Edward John "Eddie" Ward (7 March 1899 – 31 July 1963), Australian politician, was an Australian Labor Party member of the Australian House of Representatives for 32 years from 1931 until his death.
Born and raised in Darlington, Sydney, Ward spent time variously as a labourer, boilermaker, tarpaulin maker, tramways worker and prize boxer before his political career. Ward was first elected to the House of Representatives at a 1931 by-election for the seat of East Sydney in the midst of the Great Depression and the rise to prominence of Australian Labor Party New South Wales Premier Jack Lang, whose policies for dealing with the depression were considered radically left wing. Ward was a Lang supporter and gained notoriety soon after his election when Prime Minister and ALP leader James Scullin refused to allow Ward into the ALP caucus. In response, Lang and his supporters left the ALP to form the Lang Labor Party and voted with the opposition on a no-confidence motion to bring down the Scullin government.
Ward lost his seat later that year to the UAP at the federal election as the Labor vote was split between Ward and the official ALP candidate. As luck would have it, the sudden death of the newly elected East Sydney MP John Clasby before he even took his seat in parliament led to another by-election in early 1932, which Ward, again standing as a Lang Labor candidate, won.
Ward remained in Lang Labor until 1936, when he returned to the ALP. Nevertheless he would continue to have a prickly relationship with many of his Labor colleagues for the rest of his life.
One such issue that set Ward apart from his parliamentary colleagues was his opposition to any form of defence spending. During the 1936 budget debate, he argued that any funding earmarked for defence would be better spent on welfare and unemployment relief. In reference to a move to increase the size of the Royal Australian Navy, Ward said :
"I wonder if such vessels are really needed for the defence of Australia, or whether they are not required for the purpose of helping other peoples defend rich possessions in other parts of the world."
Although in retrospect, Ward's opposition to defence spending appears foolhardy in view of what would occur in the following years, his stance did reflect the thinking of many Australians at the time.

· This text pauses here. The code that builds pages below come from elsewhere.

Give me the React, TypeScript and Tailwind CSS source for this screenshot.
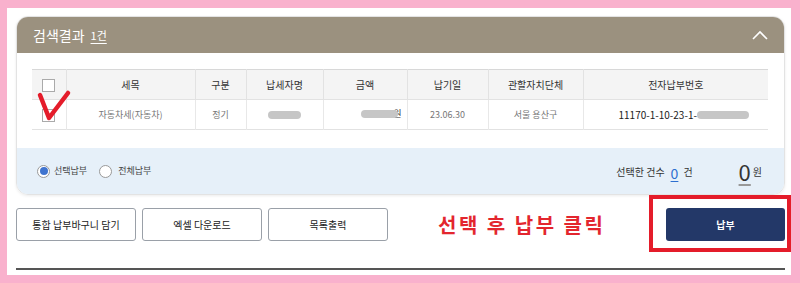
import React from "react";

const font = { fontFamily: '"Noto Sans CJK KR", "Noto Sans", sans-serif' };

function Blob({ w }: { w: number }) {
  return <span className="relative z-10 inline-block h-[8px] rounded-full bg-[#c6c6c6] align-middle" style={{ width: w }} />;
}

export default function App() {
  return (
    <div className="relative w-[800px] h-[283px] bg-[#f9b1cd] pt-[8px] pl-[7px] pr-[9px] pb-[8px]" style={font}>
      <div className="w-full h-full bg-white pt-[8px] pl-[9px] pr-[6px] flex flex-col">
        {/* Card */}
        <div className="rounded-[12px] border border-[#e3e3e3] shadow-[0_1px_3px_rgba(0,0,0,0.08)] overflow-hidden">
          <div className="h-[36px] bg-[#9b917f] flex items-center justify-between pl-[16px] pr-[16px]">
            <div className="flex items-center gap-[6px] text-white">
              <span className="text-[14px] leading-none">검색결과</span>
              <span className="text-[11px] leading-none underline underline-offset-[3px]">1건</span>
            </div>
            <svg width="16" height="10" viewBox="0 0 16 10">
              <polyline points="1,9 8,2 15,9" fill="none" stroke="white" strokeWidth="1.6" />
            </svg>
          </div>
          <div className="bg-white pt-[16px] pb-[18px] pl-[15px] pr-[16px]">
            <table className="w-[736px] table-fixed border-collapse text-[#333]">
              <colgroup>
                <col className="w-[34px]" />
                <col className="w-[129px]" />
                <col className="w-[51px]" />
                <col className="w-[77px]" />
                <col className="w-[84px]" />
                <col className="w-[81px]" />
                <col className="w-[95px]" />
                <col className="w-[185px]" />
              </colgroup>
              <thead>
                <tr className="h-[30px] bg-[#f4f4f4] border-t border-[#d8d8d8] text-[10px]">
                  <th className="font-normal">
                    <span className="inline-block w-[13px] h-[13px] border border-[#aaa] bg-white align-middle" />
                  </th>
                  <th className="font-normal border-l border-[#e2e2e2]">세목</th>
                  <th className="font-normal border-l border-[#e2e2e2]">구분</th>
                  <th className="font-normal border-l border-[#e2e2e2]">납세자명</th>
                  <th className="font-normal border-l border-[#e2e2e2]">금액</th>
                  <th className="font-normal border-l border-[#e2e2e2]">납기일</th>
                  <th className="font-normal border-l border-[#e2e2e2]">관할자치단체</th>
                  <th className="font-normal border-l border-[#e2e2e2]">전자납부번호</th>
                </tr>
              </thead>
              <tbody>
                <tr className="h-[30px] border-t border-b border-[#e2e2e2] text-[9px] text-[#777] text-center">
                  <td>
                    <span className="inline-block w-[13px] h-[13px] border border-[#aaa] bg-white align-middle" />
                  </td>
                  <td className="border-l border-[#e8e8e8]">자동차세(자동차)</td>
                  <td className="border-l border-[#e8e8e8]">정기</td>
                  <td className="border-l border-[#e8e8e8]">
                    <Blob w={33} />
                  </td>
                  <td className="border-l border-[#e8e8e8] text-right pr-[5px]">
                    <span className="inline-flex items-center">
                      <Blob w={37} />
                      <span className="text-[#333] -ml-[5px]">원</span>
                    </span>
                  </td>
                  <td className="border-l border-[#e8e8e8]">23.06.30</td>
                  <td className="border-l border-[#e8e8e8]">서울 용산구</td>
                  <td className="border-l border-[#e8e8e8] text-left pl-[35px] text-[10px] text-[#222]">
                    <span className="inline-flex items-center">
                      11170-1-10-23-1-
                      <Blob w={52} />
                    </span>
                  </td>
                </tr>
              </tbody>
            </table>
          </div>
          <div className="h-[46px] bg-[#e6f0f9] flex items-center justify-between pl-[20px] pr-[22px]">
            <div className="flex items-center text-[9px] text-[#444]">
              <span className="w-[13px] h-[13px] rounded-full border border-[#999] bg-white flex items-center justify-center">
                <span className="w-[8px] h-[8px] rounded-full bg-[#3f74cf]" />
              </span>
              <span className="ml-[4px]">선택납부</span>
              <span className="ml-[12px] w-[13px] h-[13px] rounded-full border border-[#999] bg-white" />
              <span className="ml-[6px]">전체납부</span>
            </div>
            <div className="flex items-end text-[#333]">
              <span className="text-[10px] mb-[3px]">선택한 건수</span>
              <span className="ml-[6px] text-[14px] leading-none text-[#2d6fd0] underline underline-offset-[2px] mb-[2px]">0</span>
              <span className="ml-[5px] text-[10px] mb-[3px]">건</span>
              <span className="ml-[46px] text-[22px] leading-none underline underline-offset-[3px] decoration-[#999]">0</span>
              <span className="ml-[2px] text-[10px] mb-[3px]">원</span>
            </div>
          </div>
        </div>

        {/* Buttons row */}
        <div className="mt-[13px] h-[33px] flex items-center">
          <button className="w-[120px] h-[33px] border border-[#9aa0a8] rounded-[3px] bg-white text-[10px] text-[#222]">통합 납부바구니 담기</button>
          <button className="ml-[6px] w-[120px] h-[33px] border border-[#9aa0a8] rounded-[3px] bg-white text-[10px] text-[#222]">엑셀 다운로드</button>
          <button className="ml-[6px] w-[120px] h-[33px] border border-[#9aa0a8] rounded-[3px] bg-white text-[10px] text-[#222]">목록출력</button>
          <span className="ml-[50px] text-[20px] font-bold tracking-[2.5px] text-[#e3262e]">선택 후 납부 클릭</span>
          <div className="flex-1" />
          <button className="w-[119px] h-[33px] rounded-[3px] bg-[#233868] text-white text-[10px] font-bold">납부</button>
        </div>

        <div className="mt-[27px] h-[2px] bg-[#555]" />
      </div>

      {/* Red highlight rectangle */}
      <div className="absolute left-[649px] top-[195px] w-[142px] h-[57px] border-[4px] border-[#e41c2a]" />

      {/* Red check mark */}
      <svg className="absolute left-0 top-0" width="100" height="140" viewBox="0 0 100 140">
        <polyline points="40,95 49,118 68,93" fill="none" stroke="#e41c2a" strokeWidth="4.5" strokeLinecap="round" strokeLinejoin="round" />
      </svg>
    </div>
  );
}
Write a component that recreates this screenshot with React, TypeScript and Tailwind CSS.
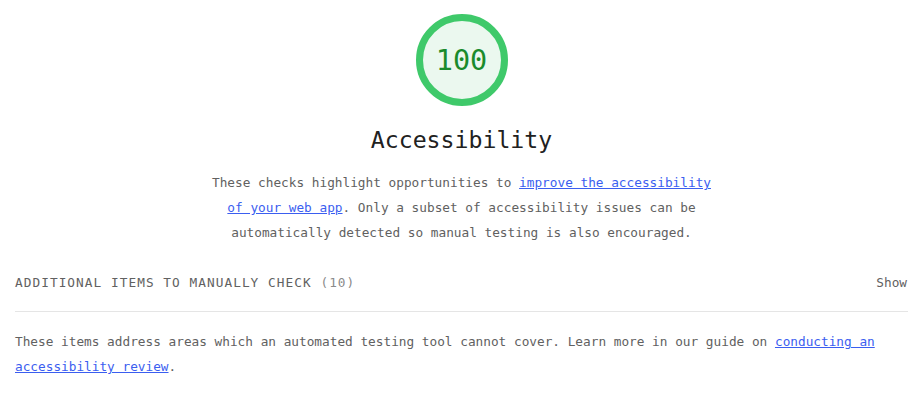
const mono = "font-['DejaVu_Sans_Mono','Liberation_Mono',monospace]";

function Gauge({ score }: { score: number }) {
  return (
    <div className="relative h-[92px] w-[92px]">
      <svg viewBox="0 0 92 92" className="absolute inset-0 h-full w-full">
        <circle cx="46" cy="46" r="42.5" fill="#ebf8ef" stroke="#3fc96a" strokeWidth="7" />
      </svg>
      <div className="relative flex h-full w-full items-center justify-center pt-[2px] text-[28.5px] leading-none text-[#1a8b2c]">
        {score}
      </div>
    </div>
  );
}

export default function App() {
  return (
    <div className={`${mono} min-h-[404px] bg-white text-[12.75px] text-[#616161]`}>
      <div className="flex flex-col items-center pt-[14px]">
        <Gauge score={100} />
        <h2 className="mt-[20px] text-[23.2px] leading-[28px] text-[#212121]">Accessibility</h2>
        <p className="mt-[16px] max-w-[510px] text-center leading-[25px]">
          These checks highlight opportunities to{" "}
          <a href="#" className="text-[#3b5ef0] underline">
            improve the accessibility of your web app
          </a>
          . Only a subset of accessibility issues can be automatically detected so manual testing is also encouraged.
        </p>
      </div>

      <div className="mx-[15px] mt-[28px] flex items-center justify-between border-b border-[#e5e5e5] pb-[18px] leading-[20px]">
        <span className="uppercase tracking-[1.05px] text-[#616161]">
          Additional items to manually check <span className="text-[#8a8a8a]">(10)</span>
        </span>
        <span className="mr-px text-[#616161]">Show</span>
      </div>

      <p className="mx-[15px] mt-[17px] leading-[25px]">
        These items address areas which an automated testing tool cannot cover. Learn more in our guide on{" "}
        <a href="#" className="text-[#3b5ef0] underline">
          conducting an accessibility review
        </a>
        .
      </p>
    </div>
  );
}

While in opposition during the early years of World War II, Ward was leaked evidence of the 'Brisbane Line' plan, the Menzies government's decision that, in the event of enemy invasion, Australia would have been defended by the concentration of Australian military forces on a line drawn from Brisbane to Adelaide, meaning that large tracts of Australia would have been abandoned to the Japanese. In 1941, Ward entered the ministry of new Prime Minister John Curtin.
Ward served as Minister for Labour and National Service before being moved to Minister for Transport and Minister for External Territories in 1943, considered a demotion — Curtin pointed out that "the Army had the Transport and the Japs had the External Territories", leaving Ward with little to administer.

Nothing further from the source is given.